The Federal Circuit recently recognised a controversial defence to allegations of
inducing infringement. In June 2013, the court announced for the first time that
defendants could counter the specific intent to induce infringement of a patent by
demonstrating their good faith belief that the patent is invalid. This decision in Commil v Cisco issued from a divided panel, and then five judges of the Federal Circuit nearly took the matter en banc in November 2013. Barring any intervention from the Supreme Court, this newly recognised defence to inducement is taking hold, with the first district court cases now issuing to apply the rule. Important lessons are emerging on how to best present this defence.

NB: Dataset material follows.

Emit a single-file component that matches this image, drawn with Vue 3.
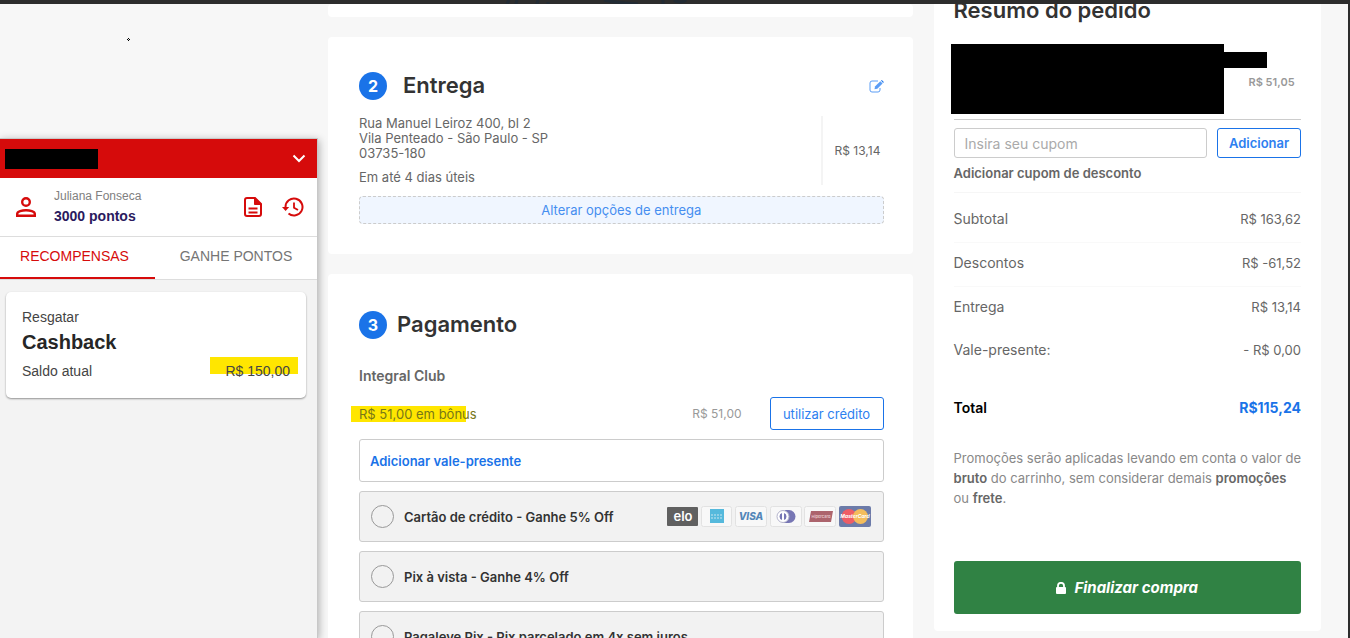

Belief of invalidity may beat inducement
First, a brief refresher on the Commil decision. Cisco was sued in the Eastern District of Texas by a non-practicing entity, Commil. In the initial trial, the jury found the patent valid and awarded the plaintiff $3.7 million. Due to irregularities in the trial,the court allowed a retrial limited to the issues of induced infringement and damages. Cisco sought to introduce evidence of the patent’s invalidity, arguing that this invalidityevidence is relevant to counter allegations that it had specific intent to induce infringement. The court barred the evidence of invalidity, pointing out that the patent’s validity had already been sustained. The jury thereafter found against Cisco, reaching a $63.7 million verdict. On appeal, the Federal Circuit vacated this ruling and remanded for a new trial, holding for the first time that a party accused of inducing infringement may defend by presenting evidence of its good faith belief of invalidity. That is,“evidence of an accused infringer’s good-faith belief of invalidity may negate the requisite intent for induced infringement.”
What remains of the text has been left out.